The WPTC benefits employers, by providing an at scale solution to three substantial impediments to working and working more: the difficulty low-wage workers face in paying for childcare, which the U.S. Chamber of Commerce Foundation estimates costs the Michigan economy nearly three billion dollars annually; the benefit cliff; and the reality that far too many working households are shut out of benefits they are eligible for by a confusing and limited scale system of safety net programs.
The Working Parents Tax Credit is only for people who are working – it’s helping people get back in the game, providing an incentive to go to work. That’s why employers like it.
The WPTC is pro work, both an incentive to work and a reward for work. The credit is designed to encourage individuals to enter the labor market. The credit is available only to households with at least $10,000 in work earnings.
Only EITC recipients are eligible for the WPTC. The EITC has a proven track record of pulling people into the workforce. In a comprehensive 2020 study on the employment effects of the EITC Diane Whitmore Schanzenbach and Michael R. Strain found:
The Earned Income Tax Credit (EITC) is the cornerstone anti-poverty policy in the United States. Designed to fight poverty by encouraging and rewarding work, decades of research on the EITC has found that the program meets its goals by increasing employment among targeted women, and by successfully raising their annual incomes, lifting millions of families out of poverty.
The cost and availability of childcare and the real and perceived loss of benefits as one works more are two big impediments to lower-wage workers working. The WPTC is designed to deal with both at scale.
The per child credit is an essential feature of WPTC. Our detailed analysis of the benefit cliff found that households with children realized very little net income gain from increased work earnings, as declining benefits and increasing taxes steeply offset the increase in earnings. This is particularly true for households with income between $20,000 and $40,000, who net as little as 14 cents from each additional dollar earned.
The best antidote for this high tax rate cliff is a flat per child credit that does not decline as you earn more money. The Working Parent Tax Credit is designed so that recipients will be able to keep a substantial proportion of increases in work earnings.
Focusing on households raising young children is also an essential component of the WPTC. The Michigan Association of United Ways estimates the cost of paying for basic necessities for a two-adult household with
no children is $41,106; for a household of two adults and two school age children it is $64,752; and for a
household of two adults with two preschool children it is $73,488.
The cost of childcare is the main driver of the increased cost of raising preschool children. For households raising young children, the Working Parents Tax Credit provides a life-changing boost in income which can help families defray the cost of childcare. And because the credit goes to parents, it allows them to determine the childcare arrangement that works best for them and their children.

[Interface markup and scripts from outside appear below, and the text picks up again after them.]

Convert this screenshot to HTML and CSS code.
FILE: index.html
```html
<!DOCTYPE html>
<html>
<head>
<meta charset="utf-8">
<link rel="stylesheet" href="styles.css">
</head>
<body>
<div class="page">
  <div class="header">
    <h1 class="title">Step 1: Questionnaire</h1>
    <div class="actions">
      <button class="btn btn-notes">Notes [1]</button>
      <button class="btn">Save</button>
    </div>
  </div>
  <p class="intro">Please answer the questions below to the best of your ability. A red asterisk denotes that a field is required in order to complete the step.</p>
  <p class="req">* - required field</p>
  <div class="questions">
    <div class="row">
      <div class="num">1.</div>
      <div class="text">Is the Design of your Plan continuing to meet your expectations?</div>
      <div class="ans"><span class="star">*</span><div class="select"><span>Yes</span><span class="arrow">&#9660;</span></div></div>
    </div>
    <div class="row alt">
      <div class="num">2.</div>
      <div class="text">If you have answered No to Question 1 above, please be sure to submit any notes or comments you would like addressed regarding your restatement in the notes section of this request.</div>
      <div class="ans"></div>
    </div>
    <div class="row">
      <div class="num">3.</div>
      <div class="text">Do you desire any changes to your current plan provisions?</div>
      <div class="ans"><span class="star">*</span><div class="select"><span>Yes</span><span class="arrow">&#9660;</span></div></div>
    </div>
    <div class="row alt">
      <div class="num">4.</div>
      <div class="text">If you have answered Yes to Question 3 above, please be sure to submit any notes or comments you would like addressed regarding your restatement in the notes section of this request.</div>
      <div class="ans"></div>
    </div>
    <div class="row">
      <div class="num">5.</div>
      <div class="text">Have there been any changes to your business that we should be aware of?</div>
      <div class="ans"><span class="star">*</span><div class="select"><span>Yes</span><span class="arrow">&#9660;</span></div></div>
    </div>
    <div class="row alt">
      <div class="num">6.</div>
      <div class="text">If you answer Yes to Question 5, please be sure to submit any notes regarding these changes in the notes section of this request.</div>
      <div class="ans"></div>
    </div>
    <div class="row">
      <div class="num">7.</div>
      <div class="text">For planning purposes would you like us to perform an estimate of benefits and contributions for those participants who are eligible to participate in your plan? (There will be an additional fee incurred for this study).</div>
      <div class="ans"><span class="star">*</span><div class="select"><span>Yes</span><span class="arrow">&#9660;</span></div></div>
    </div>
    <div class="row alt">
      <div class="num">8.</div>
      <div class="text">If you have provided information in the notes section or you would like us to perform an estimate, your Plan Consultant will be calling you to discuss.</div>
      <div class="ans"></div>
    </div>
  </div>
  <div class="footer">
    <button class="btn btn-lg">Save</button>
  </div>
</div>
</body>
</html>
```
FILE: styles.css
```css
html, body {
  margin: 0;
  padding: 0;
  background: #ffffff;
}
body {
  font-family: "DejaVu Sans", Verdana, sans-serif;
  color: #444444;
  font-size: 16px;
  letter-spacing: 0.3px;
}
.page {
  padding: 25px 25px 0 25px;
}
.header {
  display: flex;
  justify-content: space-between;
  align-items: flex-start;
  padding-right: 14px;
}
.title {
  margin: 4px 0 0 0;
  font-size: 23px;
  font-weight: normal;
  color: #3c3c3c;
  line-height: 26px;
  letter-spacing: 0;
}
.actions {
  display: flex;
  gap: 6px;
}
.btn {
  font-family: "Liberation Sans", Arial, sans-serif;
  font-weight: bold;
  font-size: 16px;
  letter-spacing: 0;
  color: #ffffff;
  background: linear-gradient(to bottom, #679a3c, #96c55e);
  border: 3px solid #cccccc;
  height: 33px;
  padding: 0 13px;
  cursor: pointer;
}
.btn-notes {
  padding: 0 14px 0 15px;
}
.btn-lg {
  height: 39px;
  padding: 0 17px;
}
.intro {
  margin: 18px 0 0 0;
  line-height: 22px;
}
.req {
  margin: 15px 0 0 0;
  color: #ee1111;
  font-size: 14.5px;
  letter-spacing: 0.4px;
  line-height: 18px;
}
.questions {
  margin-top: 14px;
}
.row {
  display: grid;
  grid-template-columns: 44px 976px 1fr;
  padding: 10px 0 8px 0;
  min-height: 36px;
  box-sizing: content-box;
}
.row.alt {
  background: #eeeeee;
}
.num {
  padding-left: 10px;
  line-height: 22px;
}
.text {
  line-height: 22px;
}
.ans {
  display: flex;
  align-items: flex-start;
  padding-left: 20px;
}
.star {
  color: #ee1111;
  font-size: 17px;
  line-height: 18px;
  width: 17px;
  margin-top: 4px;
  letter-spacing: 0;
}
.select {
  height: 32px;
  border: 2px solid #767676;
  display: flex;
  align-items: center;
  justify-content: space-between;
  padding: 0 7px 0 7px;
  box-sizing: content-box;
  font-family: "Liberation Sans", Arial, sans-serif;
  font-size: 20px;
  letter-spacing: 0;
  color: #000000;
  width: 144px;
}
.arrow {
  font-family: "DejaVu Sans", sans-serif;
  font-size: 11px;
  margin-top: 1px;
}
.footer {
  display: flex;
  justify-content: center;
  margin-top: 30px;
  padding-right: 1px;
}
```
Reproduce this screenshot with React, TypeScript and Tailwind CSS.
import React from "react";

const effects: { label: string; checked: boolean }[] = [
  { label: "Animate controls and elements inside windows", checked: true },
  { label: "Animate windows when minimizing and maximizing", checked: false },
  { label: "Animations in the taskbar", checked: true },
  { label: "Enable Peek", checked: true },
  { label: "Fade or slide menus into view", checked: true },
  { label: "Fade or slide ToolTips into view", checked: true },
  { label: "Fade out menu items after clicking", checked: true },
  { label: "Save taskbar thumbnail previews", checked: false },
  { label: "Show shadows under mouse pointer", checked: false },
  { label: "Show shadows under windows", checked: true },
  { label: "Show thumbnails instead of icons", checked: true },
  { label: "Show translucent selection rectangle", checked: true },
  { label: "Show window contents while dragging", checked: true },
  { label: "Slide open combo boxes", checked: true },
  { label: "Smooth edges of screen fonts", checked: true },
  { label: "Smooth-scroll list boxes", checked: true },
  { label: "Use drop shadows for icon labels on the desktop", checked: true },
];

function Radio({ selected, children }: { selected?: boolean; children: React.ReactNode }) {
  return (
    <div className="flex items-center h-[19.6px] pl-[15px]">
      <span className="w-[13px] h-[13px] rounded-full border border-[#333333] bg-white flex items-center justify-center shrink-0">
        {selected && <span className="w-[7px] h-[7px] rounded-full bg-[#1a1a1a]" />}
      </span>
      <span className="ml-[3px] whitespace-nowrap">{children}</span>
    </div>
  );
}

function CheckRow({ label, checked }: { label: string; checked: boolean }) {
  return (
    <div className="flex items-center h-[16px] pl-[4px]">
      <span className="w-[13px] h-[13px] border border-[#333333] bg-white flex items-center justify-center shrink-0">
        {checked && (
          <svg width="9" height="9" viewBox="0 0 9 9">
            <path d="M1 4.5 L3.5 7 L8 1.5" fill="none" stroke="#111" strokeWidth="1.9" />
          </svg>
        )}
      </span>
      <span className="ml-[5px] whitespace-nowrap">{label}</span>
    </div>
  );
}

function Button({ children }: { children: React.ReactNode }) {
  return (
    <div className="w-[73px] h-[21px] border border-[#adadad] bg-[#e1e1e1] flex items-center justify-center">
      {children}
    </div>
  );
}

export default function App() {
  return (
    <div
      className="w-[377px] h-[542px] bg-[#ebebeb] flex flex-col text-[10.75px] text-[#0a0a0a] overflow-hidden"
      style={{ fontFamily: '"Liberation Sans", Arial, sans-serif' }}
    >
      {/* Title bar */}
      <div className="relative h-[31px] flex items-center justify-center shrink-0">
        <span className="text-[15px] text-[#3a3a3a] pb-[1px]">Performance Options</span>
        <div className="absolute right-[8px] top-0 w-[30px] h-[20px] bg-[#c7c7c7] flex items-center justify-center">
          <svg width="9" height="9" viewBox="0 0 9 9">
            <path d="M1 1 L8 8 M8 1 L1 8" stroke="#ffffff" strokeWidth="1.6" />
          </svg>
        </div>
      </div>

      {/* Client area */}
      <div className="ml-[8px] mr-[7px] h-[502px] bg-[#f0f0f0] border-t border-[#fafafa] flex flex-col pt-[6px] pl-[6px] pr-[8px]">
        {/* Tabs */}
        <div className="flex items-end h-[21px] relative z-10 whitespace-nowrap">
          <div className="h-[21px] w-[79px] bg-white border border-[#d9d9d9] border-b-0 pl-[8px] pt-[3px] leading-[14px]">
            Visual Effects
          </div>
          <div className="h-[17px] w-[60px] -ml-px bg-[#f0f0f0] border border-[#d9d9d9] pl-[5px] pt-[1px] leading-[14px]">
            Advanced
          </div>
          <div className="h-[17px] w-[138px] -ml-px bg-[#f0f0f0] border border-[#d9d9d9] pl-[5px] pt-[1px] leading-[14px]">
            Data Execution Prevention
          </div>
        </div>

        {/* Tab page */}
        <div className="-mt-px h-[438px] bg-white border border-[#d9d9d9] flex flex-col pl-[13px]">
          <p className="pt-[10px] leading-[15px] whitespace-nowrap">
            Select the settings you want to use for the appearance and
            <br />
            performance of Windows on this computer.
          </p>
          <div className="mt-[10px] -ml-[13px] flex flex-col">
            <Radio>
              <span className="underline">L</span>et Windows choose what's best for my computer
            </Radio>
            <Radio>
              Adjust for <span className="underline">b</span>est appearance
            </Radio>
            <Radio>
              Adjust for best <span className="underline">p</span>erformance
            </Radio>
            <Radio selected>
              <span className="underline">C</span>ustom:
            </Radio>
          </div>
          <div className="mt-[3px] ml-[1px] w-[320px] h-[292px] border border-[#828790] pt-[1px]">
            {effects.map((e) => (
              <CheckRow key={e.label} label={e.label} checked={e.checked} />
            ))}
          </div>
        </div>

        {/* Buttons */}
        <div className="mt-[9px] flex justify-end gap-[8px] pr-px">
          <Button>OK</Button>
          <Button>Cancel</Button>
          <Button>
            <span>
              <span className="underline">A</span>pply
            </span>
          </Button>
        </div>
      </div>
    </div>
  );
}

The WPTC is also flexible, so that it allows parents to pay for other necessities that is keeping them from work
There is no program/supply side solution the state can afford that can deal with the childcare challenge at scale. The current state child care subsidy program severs around 30,000 children. Tri-share fewer than 1,000. The WPTC will serve around 250,00 children.
The WPTC also benefits local businesses. The WPTC will primarily be spent buying goods and services from local businesses. Research indicates that families mostly use the EITC to pay for necessities, repair homes, maintain vehicles that are needed to commute to work, and in some cases, obtain additional education or training to boost their employability and earning power. Because the WPTC provides a flexible cash resource to families, that they can spend on whatever need is most pressing for their household, these dollars will be spent in much the same way. The credit will pump up to $935 million into local economies statewide.
The Working Parents Tax Credit is a win for Michigan employers, families raising young children, and the overall state economy. It meets all the criteria of good tax policy. It is fair (targeting relief to those most in need), efficient (tied directly as an incentive to work), and simple (no new bureaucracy).